*Task prompt*. Reproduce the lines of the material exactly, excluding every image.

*Provided material*.
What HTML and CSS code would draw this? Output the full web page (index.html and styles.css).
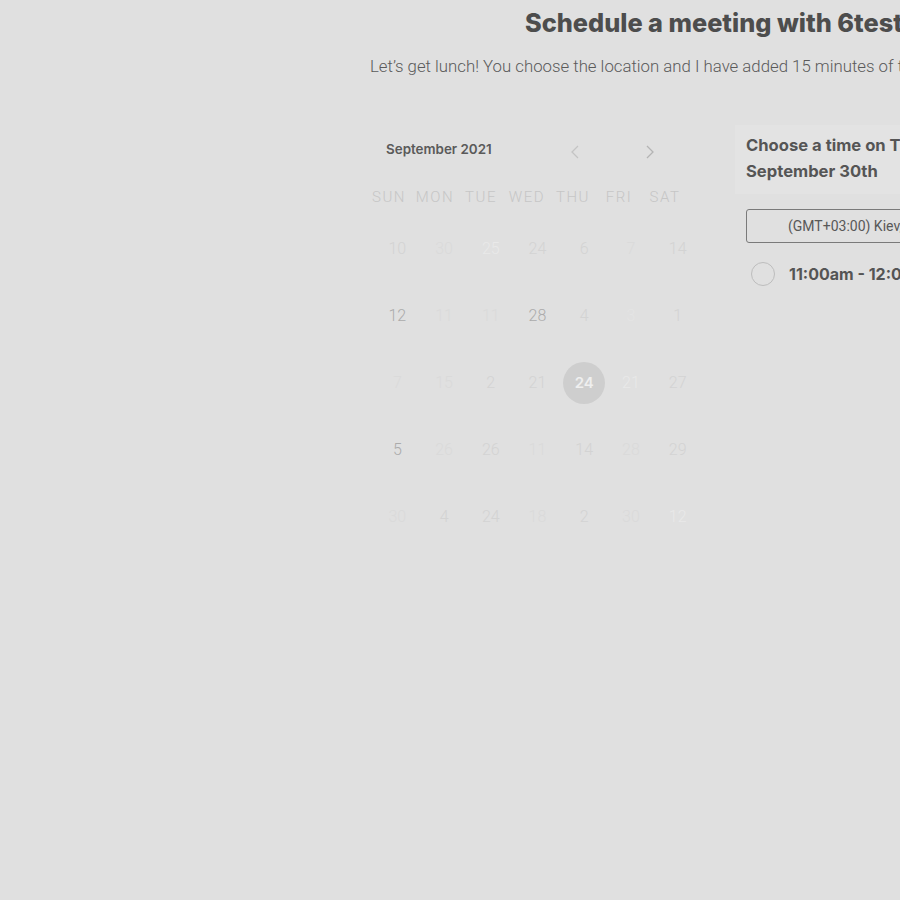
FILE: index.html
```html
<!DOCTYPE html>
<html>
<head>
<meta charset="utf-8">
<link rel="stylesheet" href="styles.css">
</head>
<body>
<div class="page">
  <h1 class="title">Schedule a meeting with 6testuser</h1>
  <p class="subtitle">Let’s get lunch! You choose the location and I have added 15 minutes of travel time.</p>
  <div class="main">
    <div class="calendar">
      <div class="cal-head">
        <span class="month">September 2021</span>
        <div class="arrows">
          <svg class="arrow" width="10" height="14" viewBox="0 0 10 14"><path d="M8 1 L2 7 L8 13" fill="none" stroke="#c4c4c4" stroke-width="1.3"/></svg>
          <svg class="arrow" width="10" height="14" viewBox="0 0 10 14"><path d="M2 1 L8 7 L2 13" fill="none" stroke="#b4b4b4" stroke-width="1.3"/></svg>
        </div>
      </div>
      <div class="weekdays">
        <span class="wd">SUN</span><span class="wd">MON</span><span class="wd">TUE</span><span class="wd">WED</span><span class="wd">THU</span><span class="wd">FRI</span><span class="wd">SAT</span>
      </div>
      <div class="grid">
        <span class="d dim">10</span><span class="d faint">30</span><span class="d light">25</span><span class="d dim">24</span><span class="d dim">6</span><span class="d faint">7</span><span class="d dim">14</span>

        <span class="d mid">12</span><span class="d faint">11</span><span class="d faint">11</span><span class="d mid">28</span><span class="d dim">4</span><span class="d flight">3</span><span class="d dim">1</span>

        <span class="d faint">7</span><span class="d faint">15</span><span class="d dim">2</span><span class="d dim">21</span><span class="d"><span class="sel">24</span></span><span class="d light">21</span><span class="d dim">27</span>

        <span class="d mid">5</span><span class="d faint">26</span><span class="d dim">26</span><span class="d faint">11</span><span class="d dim">14</span><span class="d faint">28</span><span class="d dim">29</span>

        <span class="d faint">30</span><span class="d dim">4</span><span class="d dim">24</span><span class="d faint">18</span><span class="d dim">2</span><span class="d faint">30</span><span class="d light">12</span>
      </div>
    </div>
    <div class="side">
      <div class="side-head">Choose a time on Thursday,<br>September 30th</div>
      <div class="tz">(GMT+03:00) Kiev, Ukraine</div>
      <label class="slot"><span class="radio"></span><span class="slot-text">11:00am - 12:00pm</span></label>
    </div>
  </div>
</div>
</body>
</html>
```

FILE: styles.css
```css
html, body {
  margin: 0;
  padding: 0;
  background: #e0e0e0;
  overflow: hidden;
}
.page {
  width: 1200px;
  padding-left: 370px;
  font-family: Roboto, "Liberation Sans", sans-serif;
}
.title {
  margin: 0;
  padding: 7px 0 0 155px;
  font-family: Inter, "Liberation Sans", sans-serif;
  font-weight: 800;
  font-size: 25.3px;
  line-height: 32px;
  color: #4d4d4d;
  white-space: nowrap;
}
.subtitle {
  margin: 0;
  padding-top: 17px;
  font-size: 16.8px;
  line-height: 20px;
  font-weight: 300;
  color: #5a5a5a;
  white-space: nowrap;
}
.main {
  display: flex;
  margin-top: 56px;
  gap: 34px;
}
.calendar {
  width: 327px;
  margin-left: 4px;
}
.cal-head {
  display: flex;
  align-items: center;
  height: 40px;
  padding-left: 12px;
}
.month {
  font-family: Inter, "Liberation Sans", sans-serif;
  font-weight: 600;
  font-size: 13.4px;
  color: #5a5a5a;
  width: 184px;
  margin-top: -7px;
}
.arrows {
  display: flex;
  gap: 65px;
}
.arrow {
  display: block;
}
.weekdays {
  display: grid;
  grid-template-columns: repeat(7, 46px);
  margin: 7px 0 0 -8px;
  height: 36px;
}
.wd {
  line-height: 36px;
  text-align: center;
  font-size: 15px;
  font-weight: 300;
  letter-spacing: 1.5px;
  color: #c6c6c6;
}
.grid {
  display: grid;
  grid-template-columns: repeat(7, 1fr);
  grid-auto-rows: 67px;
}
.d {
  display: flex;
  align-items: center;
  justify-content: center;
  font-size: 16px;
  font-weight: 300;
}
.dim { color: #d3d3d3; }
.faint { color: #dadada; }
.flight { color: #e4e4e4; }
.mid { color: #ababab; }
.light { color: #e9e9e9; }
.sel {
  display: flex;
  align-items: center;
  justify-content: center;
  width: 42px;
  height: 42px;
  border-radius: 50%;
  background: #cecece;
  color: #efefef;
  font-weight: 600;
  font-family: Inter, "Liberation Sans", sans-serif;
  font-size: 15px;
}
.side {
  width: 300px;
  flex: none;
}
.side-head {
  margin-top: -7px;
  padding: 7px 11px 10px;
  background: #e3e3e3;
  font-family: Inter, "Liberation Sans", sans-serif;
  font-weight: 700;
  font-size: 16.6px;
  line-height: 26px;
  color: #555;
  white-space: nowrap;
}
.tz {
  margin: 15px 0 0 11px;
  height: 32px;
  border: 1px solid #7a7a7a;
  border-radius: 3px;
  padding-left: 41px;
  line-height: 32px;
  font-size: 14px;
  color: #585858;
  white-space: nowrap;
}
.slot {
  display: flex;
  align-items: center;
  gap: 14px;
  margin: 19px 0 0 16px;
}
.radio {
  width: 24px;
  height: 24px;
  border: 1.5px solid #bdbdbd;
  border-radius: 50%;
  box-sizing: border-box;
}
.slot-text {
  font-family: Inter, "Liberation Sans", sans-serif;
  font-weight: 700;
  font-size: 16px;
  color: #555;
  white-space: nowrap;
}
```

*Final result*.
What HTML and CSS code would draw this? Output the full web page (index.html and styles.css).
FILE: index.html
```html
<!DOCTYPE html>
<html>
<head>
<meta charset="utf-8">
<link rel="stylesheet" href="styles.css">
</head>
<body>
<div class="page">
  <h1 class="title">Schedule a meeting with 6testuser</h1>
  <p class="subtitle">Let’s get lunch! You choose the location and I have added 15 minutes of travel time.</p>
  <div class="main">
    <div class="calendar">
      <div class="cal-head">
        <span class="month">September 2021</span>
        <div class="arrows">
          <svg class="arrow" width="10" height="14" viewBox="0 0 10 14"><path d="M8 1 L2 7 L8 13" fill="none" stroke="#c4c4c4" stroke-width="1.3"/></svg>
          <svg class="arrow" width="10" height="14" viewBox="0 0 10 14"><path d="M2 1 L8 7 L2 13" fill="none" stroke="#b4b4b4" stroke-width="1.3"/></svg>
        </div>
      </div>
      <div class="weekdays">
        <span class="wd">SUN</span><span class="wd">MON</span><span class="wd">TUE</span><span class="wd">WED</span><span class="wd">THU</span><span class="wd">FRI</span><span class="wd">SAT</span>
      </div>
      <div class="grid">
        <span class="d dim">10</span><span class="d faint">30</span><span class="d light">25</span><span class="d dim">24</span><span class="d dim">6</span><span class="d faint">7</span><span class="d dim">14</span>

        <span class="d mid">12</span><span class="d faint">11</span><span class="d faint">11</span><span class="d mid">28</span><span class="d dim">4</span><span class="d flight">3</span><span class="d dim">1</span>

        <span class="d faint">7</span><span class="d faint">15</span><span class="d dim">2</span><span class="d dim">21</span><span class="d"><span class="sel">24</span></span><span class="d light">21</span><span class="d dim">27</span>

        <span class="d mid">5</span><span class="d faint">26</span><span class="d dim">26</span><span class="d faint">11</span><span class="d dim">14</span><span class="d faint">28</span><span class="d dim">29</span>

        <span class="d faint">30</span><span class="d dim">4</span><span class="d dim">24</span><span class="d faint">18</span><span class="d dim">2</span><span class="d faint">30</span><span class="d light">12</span>
      </div>
    </div>
    <div class="side">
      <div class="side-head">Choose a time on Thursday,<br>September 30th</div>
      <div class="tz">(GMT+03:00) Kiev, Ukraine</div>
      <label class="slot"><span class="radio"></span><span class="slot-text">11:00am - 12:00pm</span></label>
    </div>
  </div>
</div>
</body>
</html>
```

FILE: styles.css
```css
html, body {
  margin: 0;
  padding: 0;
  background: #e0e0e0;
  overflow: hidden;
}
.page {
  width: 1200px;
  padding-left: 370px;
  font-family: Roboto, "Liberation Sans", sans-serif;
}
.title {
  margin: 0;
  padding: 7px 0 0 155px;
  font-family: Inter, "Liberation Sans", sans-serif;
  font-weight: 800;
  font-size: 25.3px;
  line-height: 32px;
  color: #4d4d4d;
  white-space: nowrap;
}
.subtitle {
  margin: 0;
  padding-top: 17px;
  font-size: 16.8px;
  line-height: 20px;
  font-weight: 300;
  color: #5a5a5a;
  white-space: nowrap;
}
.main {
  display: flex;
  margin-top: 56px;
  gap: 34px;
}
.calendar {
  width: 327px;
  margin-left: 4px;
}
.cal-head {
  display: flex;
  align-items: center;
  height: 40px;
  padding-left: 12px;
}
.month {
  font-family: Inter, "Liberation Sans", sans-serif;
  font-weight: 600;
  font-size: 13.4px;
  color: #5a5a5a;
  width: 184px;
  margin-top: -7px;
}
.arrows {
  display: flex;
  gap: 65px;
}
.arrow {
  display: block;
}
.weekdays {
  display: grid;
  grid-template-columns: repeat(7, 46px);
  margin: 7px 0 0 -8px;
  height: 36px;
}
.wd {
  line-height: 36px;
  text-align: center;
  font-size: 15px;
  font-weight: 300;
  letter-spacing: 1.5px;
  color: #c6c6c6;
}
.grid {
  display: grid;
  grid-template-columns: repeat(7, 1fr);
  grid-auto-rows: 67px;
}
.d {
  display: flex;
  align-items: center;
  justify-content: center;
  font-size: 16px;
  font-weight: 300;
}
.dim { color: #d3d3d3; }
.faint { color: #dadada; }
.flight { color: #e4e4e4; }
.mid { color: #ababab; }
.light { color: #e9e9e9; }
.sel {
  display: flex;
  align-items: center;
  justify-content: center;
  width: 42px;
  height: 42px;
  border-radius: 50%;
  background: #cecece;
  color: #efefef;
  font-weight: 600;
  font-family: Inter, "Liberation Sans", sans-serif;
  font-size: 15px;
}
.side {
  width: 300px;
  flex: none;
}
.side-head {
  margin-top: -7px;
  padding: 7px 11px 10px;
  background: #e3e3e3;
  font-family: Inter, "Liberation Sans", sans-serif;
  font-weight: 700;
  font-size: 16.6px;
  line-height: 26px;
  color: #555;
  white-space: nowrap;
}
.tz {
  margin: 15px 0 0 11px;
  height: 32px;
  border: 1px solid #7a7a7a;
  border-radius: 3px;
  padding-left: 41px;
  line-height: 32px;
  font-size: 14px;
  color: #585858;
  white-space: nowrap;
}
.slot {
  display: flex;
  align-items: center;
  gap: 14px;
  margin: 19px 0 0 16px;
}
.radio {
  width: 24px;
  height: 24px;
  border: 1.5px solid #bdbdbd;
  border-radius: 50%;
  box-sizing: border-box;
}
.slot-text {
  font-family: Inter, "Liberation Sans", sans-serif;
  font-weight: 700;
  font-size: 16px;
  color: #555;
  white-space: nowrap;
}
```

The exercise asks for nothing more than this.